Perl replace with variable

I'm trying to replace a word in a string. The word is stored in a variable so naturally I do this:
$sentence = "hi this is me";
$foo=~ m/is (.*)/;
$foo = $1;
$sentence =~ s/$foo/you/;
print $newsentence;
But this doesn't work.
Any idea on how to solve this? Why this happens?
Perl lets you interpolate a string into a regular expression, as many of the answers have already shown. After that string interpolation, the result has to be a valid regex.
In your original try, you used the match operator, m//, that immediately tries to perform a match. You could have used the regular expression quoting operator in it's place:
$foo = qr/me/;
You can either bind to that directory or interpolate it:
$string =~ $foo;
$string =~ s/$foo/replacement/;
You can read more about qr// in Regexp Quote-Like Operators in perlop.
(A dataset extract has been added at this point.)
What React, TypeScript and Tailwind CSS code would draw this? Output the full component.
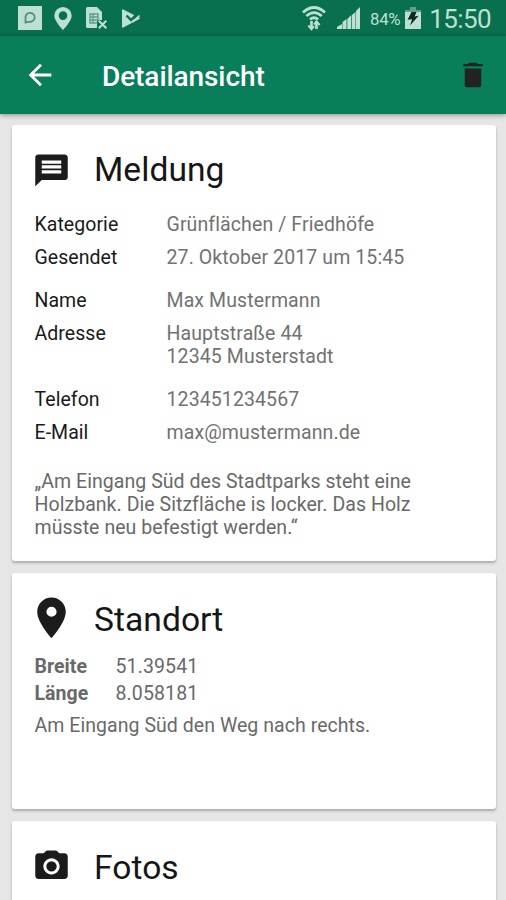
import React from "react";

const font = "font-['Roboto','Liberation_Sans',sans-serif]";

function StatusBar() {
  return (
    <header className="flex h-9 shrink-0 items-center bg-[#08704f] pl-[18px] pr-[15px] text-[#bedfd3]">
      <svg width="24" height="24" viewBox="0 0 24 24" className="shrink-0">
        <path fill="currentColor" d="M0 0h24v24H0z" />
        <path d="M7.500 16.500V11.500a4.600 4.500 0 1 1 4.600 4.300H10z" fill="none" stroke="#4f907a" strokeWidth="1.8" />
      </svg>
      <svg width="18" height="23" viewBox="0 0 18 23" className="ml-[12px] shrink-0">
        <path fill="currentColor" fillRule="evenodd" d="M9 0a8.700 8.700 0 0 0-8.700 8.700C.3 14 9 23 9 23s8.700-9 8.700-14.300A8.700 8.700 0 0 0 9 0zm0 4.300a4.300 4.300 0 1 1 0 8.600 4.300 4.300 0 0 1 0-8.600z" />
      </svg>
      <svg width="22" height="22" viewBox="0 0 22 22" className="ml-[14px] shrink-0" fill="none">
        <path fill="currentColor" d="M0 1.500Q0 0 1.500 0H11l5 5v8h-5v8H1.500Q0 21 0 19.500z" />
        <path d="M4 7h8v9H4zM4 10h8M4 13h8M7 7v9" stroke="#5c9f8a" strokeWidth="1.4" />
        <path d="M12 14l8 8M20 14l-8 8" stroke="#08704f" strokeWidth="4" />
        <path d="M12.800 13.800l7.500 7.500M20.300 13.800l-7.500 7.500" stroke="currentColor" strokeWidth="2" />
      </svg>
      <svg width="18" height="19" viewBox="0 0 18 19" className="ml-[14px] shrink-0" fill="none">
        <path fill="currentColor" d="M0 1Q0 0 1.200.5L17 8.500q1.500.9 0 1.800L1.200 18.600Q0 19 0 18z" />
        <path d="M10.500 12.500L18 5V3.500L16 2z" fill="#08704f" />
        <path d="M4.500 6.500l4.500 4.500L16 4" stroke="#08704f" strokeWidth="2.400" />
        <path d="M10.500 13L17.500 6.500" stroke="currentColor" strokeWidth="1.600" />
      </svg>
      <svg width="24" height="26" viewBox="0 0 24 26" className="ml-[162px] shrink-0" fill="none" stroke="currentColor" strokeWidth="2.800">
        <path d="M1 7.500Q12-2.500 23 7.500M4.300 11Q12 4.200 19.700 11M8 14.500Q12 11 16 14.500" />
        <path d="M9.500 24v-8M14.500 16v8" strokeWidth="2.600" />
        <path d="M6.300 20.500l3.200 3.700 2.500-3M12 19.500l2.500-3 3.200 3.500" strokeWidth="2" />
      </svg>
      <svg width="24" height="22" viewBox="0 0 24 22" className="ml-[11px] shrink-0" fill="currentColor">
        <path d="M0 22v-2l5-3v5zM5.500 22v-7l4-3v10zM10.300 22V12l4-4v14zM15 22V8l3.500-3v17zM19 22V4L23 0v22z" />
      </svg>
      <span className="ml-[9px] mt-[2px] w-[32px] whitespace-nowrap text-[16.8px] leading-none tracking-[-0.3px]">84%</span>
      <svg width="16" height="22" viewBox="0 0 16 22" className="ml-[3px] shrink-0">
        <path fill="#639f8a" d="M5 0h6v3h5v5H0V3h5z" />
        <path fill="currentColor" d="M0 5h16v17H0z" />
        <path fill="#082d20" d="M6.500 5h5L9.600 9.500l4-.8-8.500 9.800 2-6.200-4.500.4z" />
      </svg>
      <span className="ml-auto mt-px whitespace-nowrap text-[26px] leading-none tracking-[-0.6px]">15:50</span>
    </header>
  );
}

function Toolbar() {
  return (
    <div className="z-10 flex h-[78px] shrink-0 items-center bg-[#087e5b] pl-[23px] pr-[16px] text-white shadow-[0_1px_5px_rgba(0,0,0,0.4)]">
      <svg width="34" height="34" viewBox="0 0 24 24" fill="currentColor">
        <path d="M20 11H7.830l5.590-5.590L12 4l-8 8 8 8 1.410-1.410L7.830 13H20v-2z" />
      </svg>
      <h1 className="ml-[45px] mt-[3px] text-[28px] font-medium leading-8 tracking-[-0.08px]">Detailansicht</h1>
      <svg width="34" height="34" viewBox="0 0 24 24" className="ml-auto" fill="#222222">
        <path d="M6.200 19.200c0 .9.700 1.400 1.500 1.400h8.600c.8 0 1.500-.5 1.500-1.400V7.400H6.200zM18.900 4.200h-3.400l-1-.9h-5l-1 .9H5.100v1.600h13.800z" />
      </svg>
    </div>
  );
}

function CardTitle({ icon, size, children }: { icon: string; size: number; children: React.ReactNode }) {
  return (
    <div className="flex h-[50px] items-center">
      <div className="flex w-[59.5px] shrink-0">
        <div className="flex w-[34px] justify-center">
          <svg width={size} height={size} viewBox="0 0 24 24" className="shrink-0" fill="#1c1c1c">
            <path d={icon} />
          </svg>
        </div>
      </div>
      <h2 className="mt-[2px] text-[33.6px] font-normal leading-10 text-[#161616]">{children}</h2>
    </div>
  );
}

function Row({ label, children, className }: { label: string; children: React.ReactNode; className: string }) {
  return (
    <div className={"flex " + className}>
      <dt className="w-[132px] shrink-0 text-[#1a1a1a]">{label}</dt>
      <dd className="tracking-[0.11px] text-[#727272]">{children}</dd>
    </div>
  );
}

const card = "shrink-0 rounded-[3px] bg-white pl-[23px] shadow-[0_2px_3px_rgba(0,0,0,0.27)]";

export default function App() {
  return (
    <div className={"flex h-[900px] w-[506px] flex-col overflow-hidden bg-[#e6e6e6] " + font}>
      <StatusBar />
      <Toolbar />
      <main className="flex min-h-0 flex-1 flex-col gap-3 overflow-hidden pl-[11.5px] pr-[10.5px] pt-[11px] text-[19.5px] leading-[23px] tracking-[0.05px]">
        <section className={card + " h-[436px] pt-[19px]"}>
          <CardTitle size={39} icon="M20 2.700H4c-1.100 0-1.990.7-1.990 1.700L2 22.300l4-3.800h14c1.100 0 2-.8 2-1.800V4.400c0-1-.9-1.700-2-1.700zM18 14.400H6v-2h12v2zm0-3H6v-2h12v2zm0-3H6v-2h12v2z">Meldung</CardTitle>
          <dl>
            <Row label="Kategorie" className="mt-[19px]">Grünflächen / Friedhöfe</Row>
            <Row label="Gesendet" className="mt-[10px]">27. Oktober 2017 um 15:45</Row>
            <Row label="Name" className="mt-5">Max Mustermann</Row>
            <Row label="Adresse" className="mt-[10px]">Hauptstraße 44<br />12345 Musterstadt</Row>
            <Row label="Telefon" className="mt-5">123451234567</Row>
            <Row label="E-Mail" className="mt-[9.500px]">max@mustermann.de</Row>
          </dl>
          <p className="mt-[26px] text-[#696969]">
            „Am Eingang Süd des Stadtparks steht eine<br />
            Holzbank. Die Sitzfläche is locker. Das Holz<br />
            müsste neu befestigt werden.“
          </p>
        </section>
        <section className={card + " h-[236px] pt-[21px]"}>
          <CardTitle size={49} icon="M12 1.200c-3.870 0-7 3.130-7 7 0 5.250 7 13 7 13s7-7.750 7-13c0-3.870-3.130-7-7-7zm0 9.500a2.500 2.500 0 0 1 0-5 2.500 2.500 0 0 1 0 5z">Standort</CardTitle>
          <dl className="mt-[11px] text-[#696969]">
            <div className="flex"><dt className="w-[81px] font-bold">Breite</dt><dd className="tracking-[0.12px]">51.39541</dd></div>
            <div className="mt-1 flex"><dt className="w-[81px] font-bold">Länge</dt><dd className="tracking-[0.12px]">8.058181</dd></div>
          </dl>
          <p className="mt-[9px] text-[#696969]">Am Eingang Süd den Weg nach rechts.</p>
        </section>
        <section className={card + " h-[150px] pt-[21px]"}>
          <CardTitle size={39} icon="M12 8.100a3.200 3.200 0 1 0 0 6.400 3.200 3.200 0 1 0 0-6.400zM9 1.500L7.170 3.300H4c-1.100 0-2 .9-2 2v11.700c0 1.100.9 2 2 2h16c1.100 0 2-.9 2-2V5.300c0-1.100-.9-2-2-2h-3.170L15 1.500H9zm3 14.800c-2.760 0-5-2.240-5-5s2.240-5 5-5 5 2.240 5 5-2.240 5-5 5z">Fotos</CardTitle>
        </section>
      </main>
    </div>
  );
}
You have to replace the same variable, otherwise $newsentence is not set and Perl doesn't know what to replace:
$sentence = "hi this is me";
$foo = "me";
$sentence =~ s/$foo/you/;
print $sentence;
If you want to keep $sentence with its previous value, you can copy $sentence into $newsentence and perform the substitution, that will be saved into $newsentence:
$sentence = "hi this is me";
$foo = "me";
$newsentence = $sentence;
$newsentence =~ s/$foo/you/;
print $newsentence;
You first need to copy $sentence to $newsentence.
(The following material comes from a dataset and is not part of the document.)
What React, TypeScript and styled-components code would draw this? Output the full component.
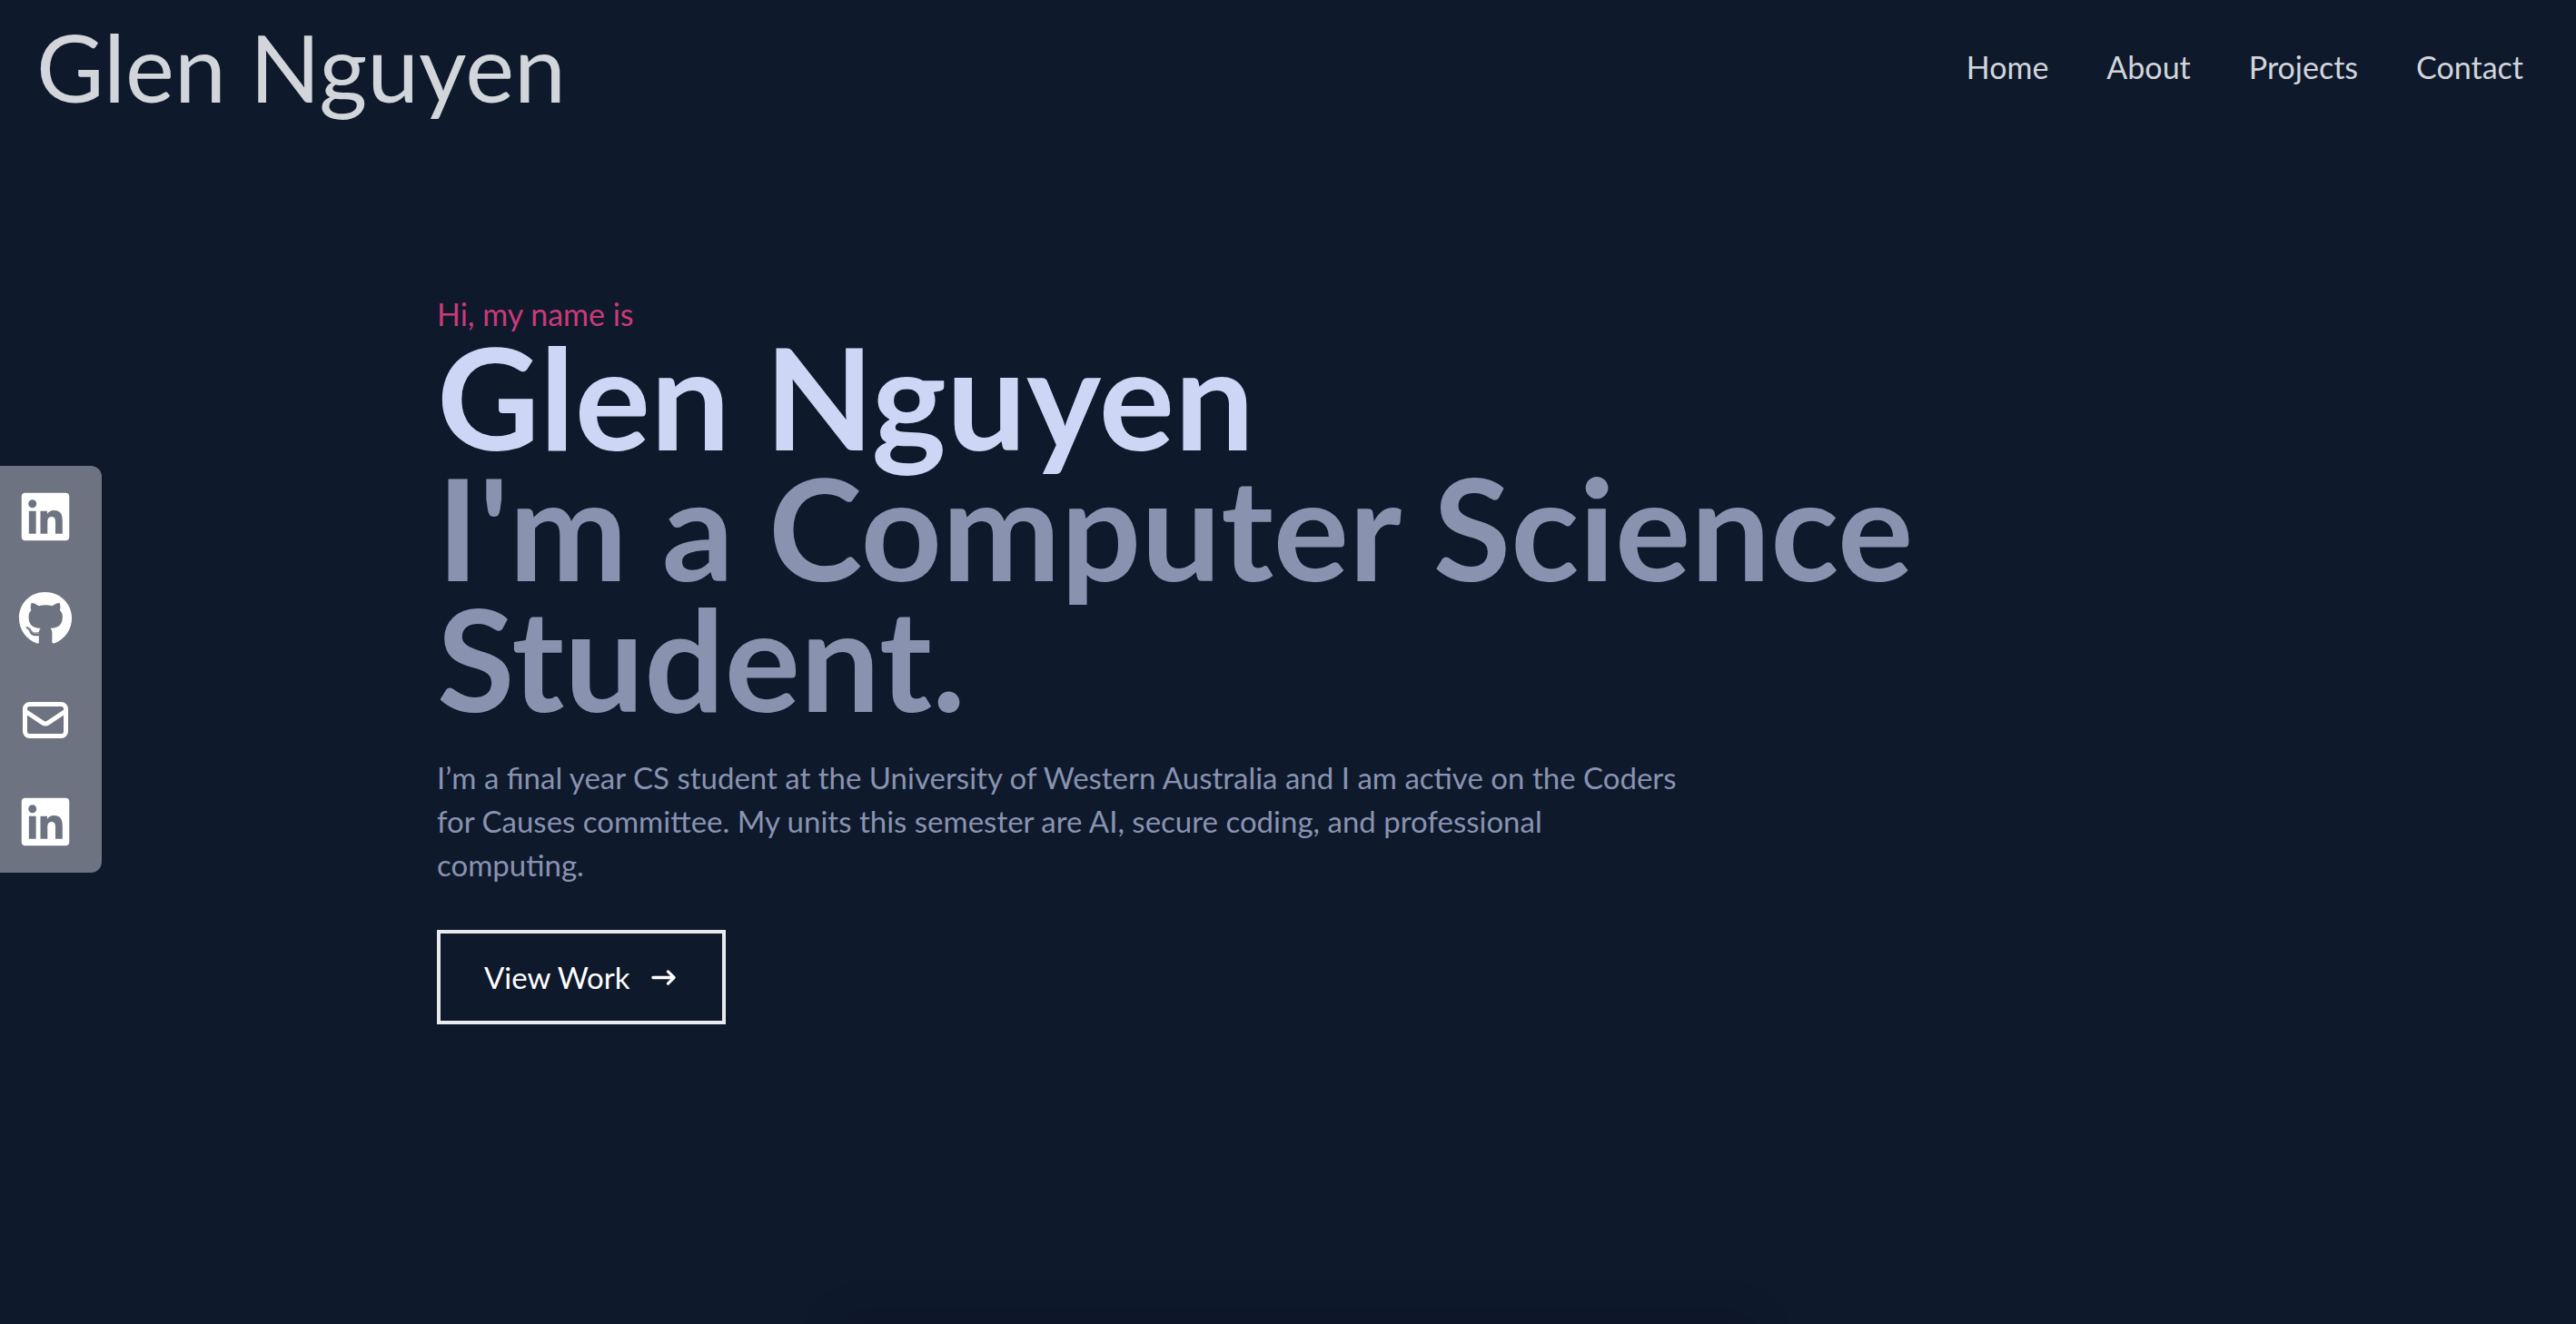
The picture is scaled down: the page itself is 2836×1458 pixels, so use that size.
import React from "react";
import styled, { createGlobalStyle } from "styled-components";
import { FaGithub, FaLinkedin } from "react-icons/fa";
import { HiArrowNarrowRight, HiOutlineMail } from "react-icons/hi";

const GlobalStyle = createGlobalStyle`
  *, *::before, *::after { box-sizing: border-box; }
  body {
    margin: 0;
    background: #0e192c;
    font-family: Lato, "Open Sans", sans-serif;
    font-size: 33px;
    line-height: 48px;
  }
  h1, h2, p, ul { margin: 0; padding: 0; }
  ul { list-style: none; }
  a { color: inherit; text-decoration: none; }
`;

const Page = styled.div`
  position: relative;
  min-height: 100vh;
  display: flex;
  flex-direction: column;
  overflow: hidden;

  &::after {
    content: "";
    position: absolute;
    top: 100%;
    left: 50%;
    width: 1000px;
    height: 200px;
    margin-left: -490px;
    box-shadow: 0 0 48px rgba(0, 0, 0, 0.2);
  }
`;

const Header = styled.header`
  height: 148px;
  padding: 0 26px 0 40px;
  display: flex;
  align-items: center;
  justify-content: space-between;
  color: #d2d5da;
`;

const Brand = styled.a`
  font-size: 102px;
  line-height: 96px;
`;

const Menu = styled.ul`
  display: flex;
  font-size: 34px;
  li { padding: 0 32px; }
`;

const Hero = styled.main`
  width: 100%;
  max-width: 2000px;
  margin: 0 auto;
  padding: 180px 63px 0;
  display: flex;
  flex-direction: column;
  align-items: flex-start;
`;

const Greeting = styled.p`
  font-size: 34px;
  line-height: 36px;
  color: #ca3a78;
`;

const Name = styled.h1`
  font-size: 156px;
  line-height: 144px;
  font-weight: 700;
  color: #cdd6f4;
`;

const Role = styled(Name).attrs({ as: "h2" })`
  color: #8993b0;
`;

const Bio = styled.p`
  max-width: 1368px;
  padding: 36px 0 32px;
  color: #8993b0;
`;

const WorkButton = styled.button`
  display: flex;
  align-items: center;
  gap: 20px;
  margin: 16px 0;
  padding: 24px 48px;
  border: 4px solid #e8eaed;
  background: transparent;
  color: #fff;
  font: inherit;
`;

const Social = styled.nav`
  position: fixed;
  left: 0;
  top: 513px;
  width: 112px;
  border-radius: 0 12px 12px 0;
  background: #6d7380;
  a {
    display: flex;
    align-items: center;
    height: 112px;
    padding-left: 20px;
    color: #fff;
    font-size: 60px;
  }
`;

const socials = [
  { name: "LinkedIn", Icon: FaLinkedin },
  { name: "GitHub", Icon: FaGithub },
  { name: "Email", Icon: HiOutlineMail },
  { name: "LinkedIn profile", Icon: FaLinkedin },
];

export default function App() {
  return (
    <Page>
      <GlobalStyle />
      <Header>
        <Brand href="#home">Glen Nguyen</Brand>
        <nav aria-label="Main">
          <Menu>
            {["Home", "About", "Projects", "Contact"].map((item) => (
              <li key={item}>
                <a href={`#${item.toLowerCase()}`}>{item}</a>
              </li>
            ))}
          </Menu>
        </nav>
      </Header>
      <Hero id="home">
        <Greeting>Hi, my name is</Greeting>
        <Name>Glen Nguyen</Name>
        <Role>I'm a Computer Science Student.</Role>
        <Bio>
          I’m a final year CS student at the University of Western Australia and I am active on the Coders
          for Causes committee. My units this semester are AI, secure coding, and professional computing.
        </Bio>
        <WorkButton type="button">
          View Work
          <HiArrowNarrowRight />
        </WorkButton>
      </Hero>
      <Social aria-label="Social links">
        <ul>
          {socials.map(({ name, Icon }) => (
            <li key={name}>
              <a href="#contact" aria-label={name}>
                <Icon />
              </a>
            </li>
          ))}
        </ul>
      </Social>
    </Page>
  );
}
$sentence = "hi this is me";
$foo = "me";
$newsentence = $sentence;
$newsentence =~ s/$foo/you/;
print $newsentence;
Even for small scripts, please 'use strict' and 'use warnings'. Your code snippet uses $foo and $newsentence without initialising them, and 'strict' would have caught this. Remember that '=~' is for matching and substitution, not assignment. Also be aware that regexes in Perl aren't word-bounded by default, so the example expression you've got will set $1 to 'is me', the 'is' having matched the tail of 'this'.
Assuming you're trying to turn the string from 'hi this is me' to 'hi this is you', you'll need something like this:
my $sentence = "hi this is me";
$sentence =~ s/\bme$/\byou$/;
print $sentence, "\n";
In the regex, '\b' is a word boundary, and '$' is end-of-line. Just doing 's/me/you/' will also work in your example, but would probably have unintended effects if you had a string like 'this is merry old me', which would become 'this is yourry old me'.